Rows from a dataset:
┌──

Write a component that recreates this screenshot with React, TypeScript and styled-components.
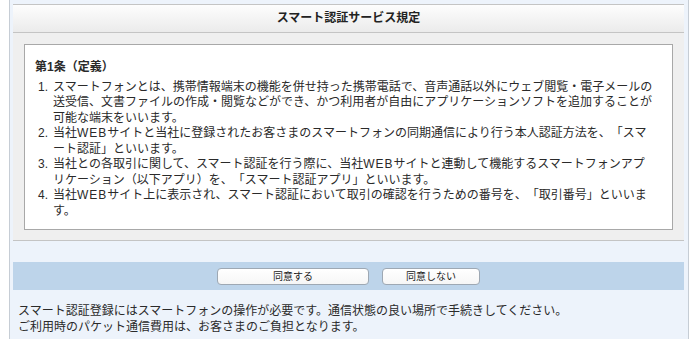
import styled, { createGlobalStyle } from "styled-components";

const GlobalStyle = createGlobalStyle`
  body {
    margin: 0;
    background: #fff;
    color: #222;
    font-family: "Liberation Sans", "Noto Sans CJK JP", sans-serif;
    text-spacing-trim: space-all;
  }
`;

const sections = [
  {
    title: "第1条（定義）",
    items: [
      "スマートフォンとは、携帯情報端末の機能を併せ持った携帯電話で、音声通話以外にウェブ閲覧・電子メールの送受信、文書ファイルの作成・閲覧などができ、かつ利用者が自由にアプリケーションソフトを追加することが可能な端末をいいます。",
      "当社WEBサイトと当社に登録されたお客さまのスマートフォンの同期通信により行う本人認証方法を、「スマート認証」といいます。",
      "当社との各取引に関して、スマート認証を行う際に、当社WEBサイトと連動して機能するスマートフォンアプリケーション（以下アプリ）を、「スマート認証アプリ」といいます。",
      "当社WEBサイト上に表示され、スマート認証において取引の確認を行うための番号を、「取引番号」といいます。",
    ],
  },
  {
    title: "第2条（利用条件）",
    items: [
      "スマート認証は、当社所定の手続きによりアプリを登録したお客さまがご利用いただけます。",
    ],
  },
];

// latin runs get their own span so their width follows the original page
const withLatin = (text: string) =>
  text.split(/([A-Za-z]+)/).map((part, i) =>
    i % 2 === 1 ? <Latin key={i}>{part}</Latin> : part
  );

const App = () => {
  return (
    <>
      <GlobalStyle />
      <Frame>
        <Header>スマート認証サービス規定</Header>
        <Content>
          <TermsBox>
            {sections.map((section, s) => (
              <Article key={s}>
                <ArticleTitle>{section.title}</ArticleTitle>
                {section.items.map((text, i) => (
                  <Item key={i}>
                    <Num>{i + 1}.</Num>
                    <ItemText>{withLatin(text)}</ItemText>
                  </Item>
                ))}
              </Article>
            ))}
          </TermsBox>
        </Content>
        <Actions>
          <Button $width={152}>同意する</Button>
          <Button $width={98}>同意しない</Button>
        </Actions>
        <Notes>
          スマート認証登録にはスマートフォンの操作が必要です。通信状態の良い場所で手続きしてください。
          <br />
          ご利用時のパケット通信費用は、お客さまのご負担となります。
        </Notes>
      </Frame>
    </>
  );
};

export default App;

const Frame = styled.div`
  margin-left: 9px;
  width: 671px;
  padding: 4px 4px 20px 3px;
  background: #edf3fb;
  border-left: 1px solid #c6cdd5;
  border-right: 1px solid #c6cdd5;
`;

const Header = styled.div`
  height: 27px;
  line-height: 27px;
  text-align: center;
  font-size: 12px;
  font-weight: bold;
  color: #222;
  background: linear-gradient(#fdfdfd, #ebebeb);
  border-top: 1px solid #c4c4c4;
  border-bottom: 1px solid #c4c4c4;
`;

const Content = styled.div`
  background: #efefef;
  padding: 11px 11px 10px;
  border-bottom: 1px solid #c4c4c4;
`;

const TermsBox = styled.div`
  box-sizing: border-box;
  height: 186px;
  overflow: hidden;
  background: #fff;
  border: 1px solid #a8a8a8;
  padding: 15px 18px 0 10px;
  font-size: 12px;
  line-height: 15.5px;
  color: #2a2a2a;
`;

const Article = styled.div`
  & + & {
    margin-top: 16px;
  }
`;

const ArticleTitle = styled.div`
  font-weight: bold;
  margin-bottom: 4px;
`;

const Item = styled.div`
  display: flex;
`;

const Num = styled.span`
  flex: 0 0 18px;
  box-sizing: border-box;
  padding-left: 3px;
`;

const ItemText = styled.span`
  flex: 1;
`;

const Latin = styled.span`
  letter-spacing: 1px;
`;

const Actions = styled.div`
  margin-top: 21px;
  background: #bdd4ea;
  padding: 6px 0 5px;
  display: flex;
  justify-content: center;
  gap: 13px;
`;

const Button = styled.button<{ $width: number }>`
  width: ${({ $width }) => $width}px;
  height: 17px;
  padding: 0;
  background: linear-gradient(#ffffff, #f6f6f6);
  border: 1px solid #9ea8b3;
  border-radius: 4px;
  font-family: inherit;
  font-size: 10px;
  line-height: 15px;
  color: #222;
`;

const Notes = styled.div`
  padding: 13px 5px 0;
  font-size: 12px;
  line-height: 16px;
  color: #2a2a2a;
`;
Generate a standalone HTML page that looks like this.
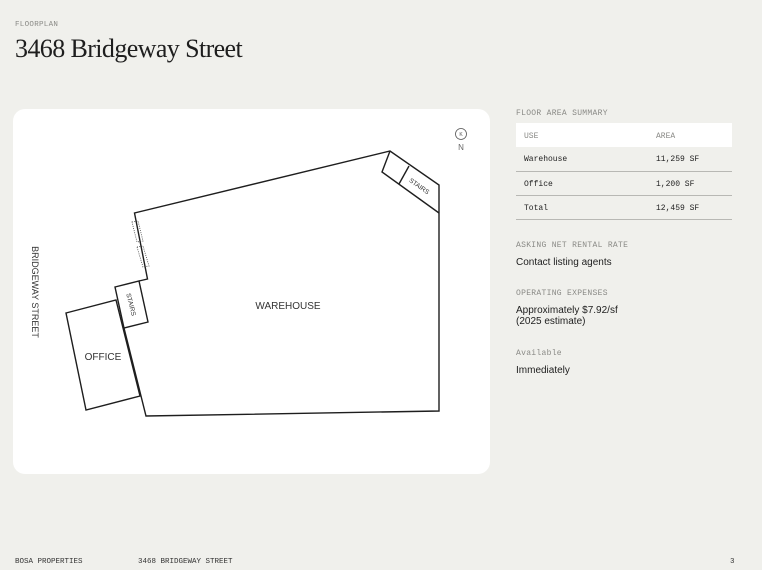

└──

## EXERCISE GOAL
Quote the material exactly. Pictures stay out.

## EXERCISE ANSWER
Write a component that recreates this screenshot with React, TypeScript and styled-components.
import styled, { createGlobalStyle } from "styled-components";

const GlobalStyle = createGlobalStyle`
  body {
    margin: 0;
    background: #fff;
    color: #222;
    font-family: "Liberation Sans", "Noto Sans CJK JP", sans-serif;
    text-spacing-trim: space-all;
  }
`;

const sections = [
  {
    title: "第1条（定義）",
    items: [
      "スマートフォンとは、携帯情報端末の機能を併せ持った携帯電話で、音声通話以外にウェブ閲覧・電子メールの送受信、文書ファイルの作成・閲覧などができ、かつ利用者が自由にアプリケーションソフトを追加することが可能な端末をいいます。",
      "当社WEBサイトと当社に登録されたお客さまのスマートフォンの同期通信により行う本人認証方法を、「スマート認証」といいます。",
      "当社との各取引に関して、スマート認証を行う際に、当社WEBサイトと連動して機能するスマートフォンアプリケーション（以下アプリ）を、「スマート認証アプリ」といいます。",
      "当社WEBサイト上に表示され、スマート認証において取引の確認を行うための番号を、「取引番号」といいます。",
    ],
  },
  {
    title: "第2条（利用条件）",
    items: [
      "スマート認証は、当社所定の手続きによりアプリを登録したお客さまがご利用いただけます。",
    ],
  },
];

// latin runs get their own span so their width follows the original page
const withLatin = (text: string) =>
  text.split(/([A-Za-z]+)/).map((part, i) =>
    i % 2 === 1 ? <Latin key={i}>{part}</Latin> : part
  );

const App = () => {
  return (
    <>
      <GlobalStyle />
      <Frame>
        <Header>スマート認証サービス規定</Header>
        <Content>
          <TermsBox>
            {sections.map((section, s) => (
              <Article key={s}>
                <ArticleTitle>{section.title}</ArticleTitle>
                {section.items.map((text, i) => (
                  <Item key={i}>
                    <Num>{i + 1}.</Num>
                    <ItemText>{withLatin(text)}</ItemText>
                  </Item>
                ))}
              </Article>
            ))}
          </TermsBox>
        </Content>
        <Actions>
          <Button $width={152}>同意する</Button>
          <Button $width={98}>同意しない</Button>
        </Actions>
        <Notes>
          スマート認証登録にはスマートフォンの操作が必要です。通信状態の良い場所で手続きしてください。
          <br />
          ご利用時のパケット通信費用は、お客さまのご負担となります。
        </Notes>
      </Frame>
    </>
  );
};

export default App;

const Frame = styled.div`
  margin-left: 9px;
  width: 671px;
  padding: 4px 4px 20px 3px;
  background: #edf3fb;
  border-left: 1px solid #c6cdd5;
  border-right: 1px solid #c6cdd5;
`;

const Header = styled.div`
  height: 27px;
  line-height: 27px;
  text-align: center;
  font-size: 12px;
  font-weight: bold;
  color: #222;
  background: linear-gradient(#fdfdfd, #ebebeb);
  border-top: 1px solid #c4c4c4;
  border-bottom: 1px solid #c4c4c4;
`;

const Content = styled.div`
  background: #efefef;
  padding: 11px 11px 10px;
  border-bottom: 1px solid #c4c4c4;
`;

const TermsBox = styled.div`
  box-sizing: border-box;
  height: 186px;
  overflow: hidden;
  background: #fff;
  border: 1px solid #a8a8a8;
  padding: 15px 18px 0 10px;
  font-size: 12px;
  line-height: 15.5px;
  color: #2a2a2a;
`;

const Article = styled.div`
  & + & {
    margin-top: 16px;
  }
`;

const ArticleTitle = styled.div`
  font-weight: bold;
  margin-bottom: 4px;
`;

const Item = styled.div`
  display: flex;
`;

const Num = styled.span`
  flex: 0 0 18px;
  box-sizing: border-box;
  padding-left: 3px;
`;

const ItemText = styled.span`
  flex: 1;
`;

const Latin = styled.span`
  letter-spacing: 1px;
`;

const Actions = styled.div`
  margin-top: 21px;
  background: #bdd4ea;
  padding: 6px 0 5px;
  display: flex;
  justify-content: center;
  gap: 13px;
`;

const Button = styled.button<{ $width: number }>`
  width: ${({ $width }) => $width}px;
  height: 17px;
  padding: 0;
  background: linear-gradient(#ffffff, #f6f6f6);
  border: 1px solid #9ea8b3;
  border-radius: 4px;
  font-family: inherit;
  font-size: 10px;
  line-height: 15px;
  color: #222;
`;

const Notes = styled.div`
  padding: 13px 5px 0;
  font-size: 12px;
  line-height: 16px;
  color: #2a2a2a;
`;
Generate a standalone HTML page that looks like this.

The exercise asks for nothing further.